The couple were released under investigation and were arrested again five weeks later in the same Fiesta by different officers, this time in the Mill Parade area of Pill.

Police recovered a pay as you go “burner phone” which had a large number of text bombs on it offering heroin for sale.

One message from Taylor to Roper following a “domestic” dispute exchange read: “It’s a drugs line for **** sake!”

Mr Evans added how another message promised customers: “Best around. Drop offs all day”.

Roper, 32, of Greene Close, Newport, and David Taylor, 43, of Rectory Road, Swffryd, Abertillery, both admitted being concerned in the supply of heroin and possession of the class A drug with intent to supply.

Roper also pleaded guilty to obstructing a police officer.

She had 18 previous convictions for 45 offences, including assault, theft and possession of amphetamine.

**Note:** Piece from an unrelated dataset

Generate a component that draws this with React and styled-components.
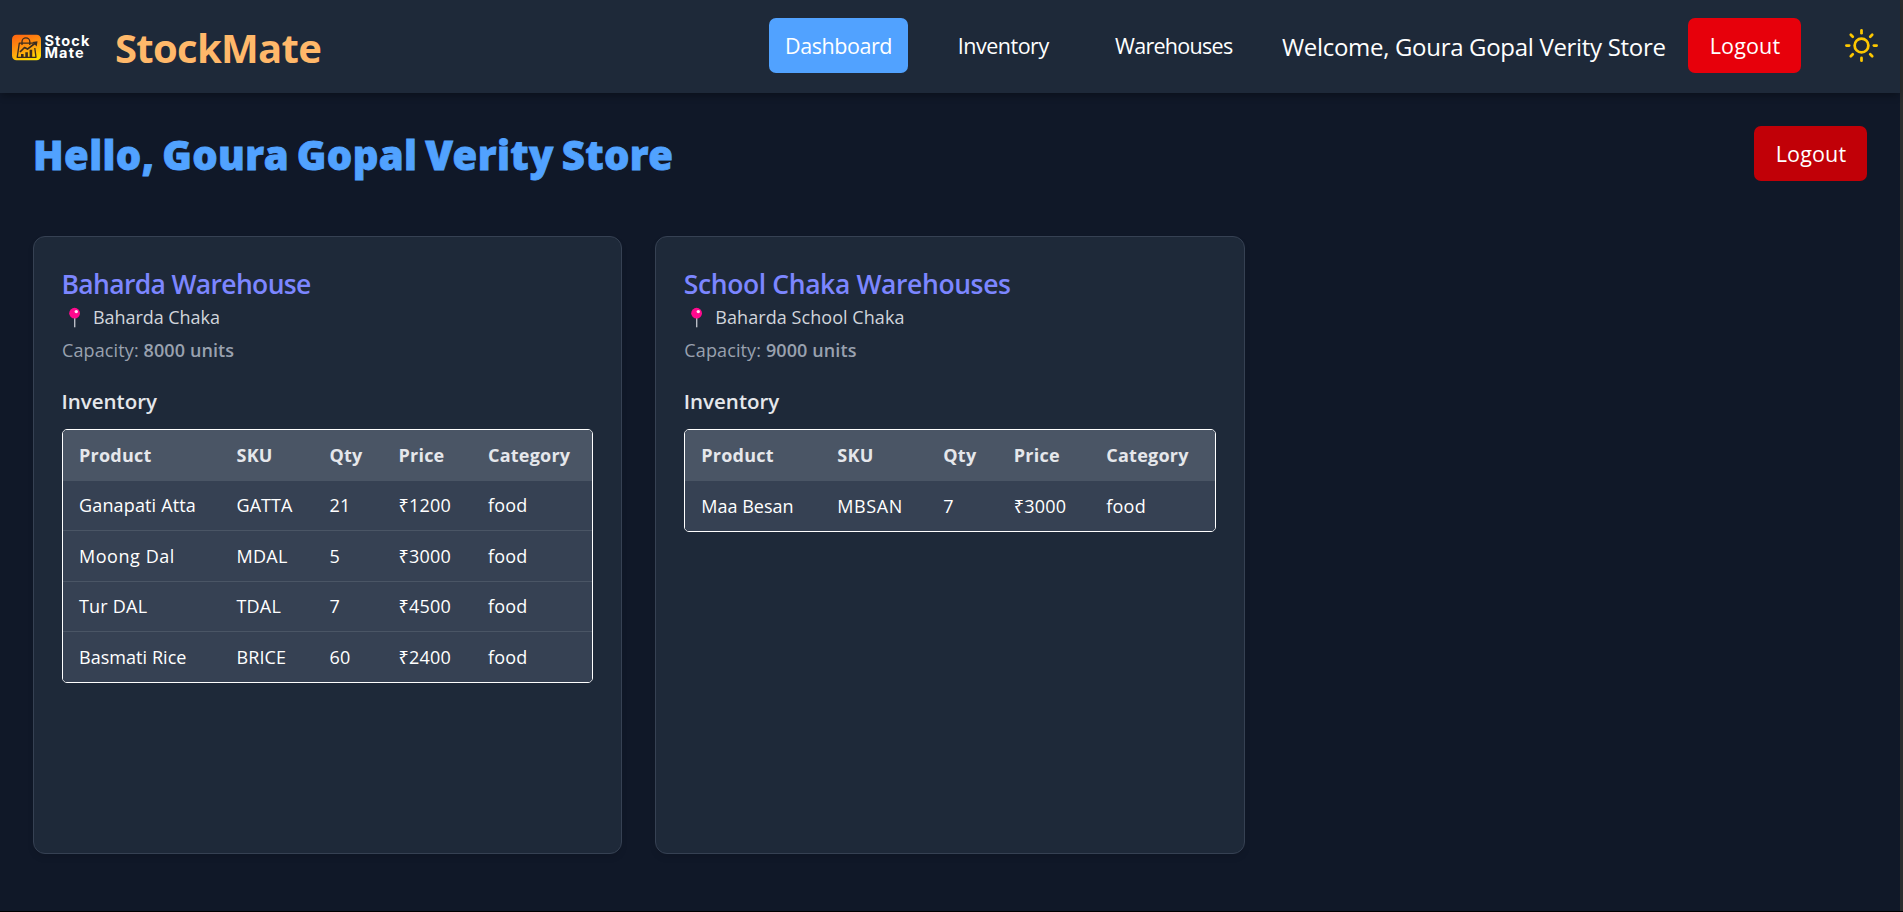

Taylor had 33 previous convictions for 72 offences, including wounding with intent, burglary and battery.

The barristers representing both defendants said their clients had been working to rid themselves of their drug addictions.

Gareth Williams for Roper said she had been dealing to fund her own long-standing “expensive” heroin habit.

He added how she suffered with mental health problems, been homeless and had led a “chaotic lifestyle”.

Mr Williams asked the court to take into account her early guilty pleas and the fact she had kept out of trouble for more than a year since the offences were committed.

William Bebb said his client Taylor had endured a “difficult upbringing”.

The judge, Recorder Neil Owen-Casey, told the defendants: “You have supplied class A drugs and have been found in possession of class A drugs.

“You both have extensive conviction histories.”

But he told them he was prepared to spare them an immediate prison term so that they could continue to work to beat their heroin problems.

They were both jailed for two years, suspended for two years, made the subject of a nine-month drug rehabilitation activity requirement, a 15-day rehabilitation activity requirement and ordered to pay a £156 surcharge.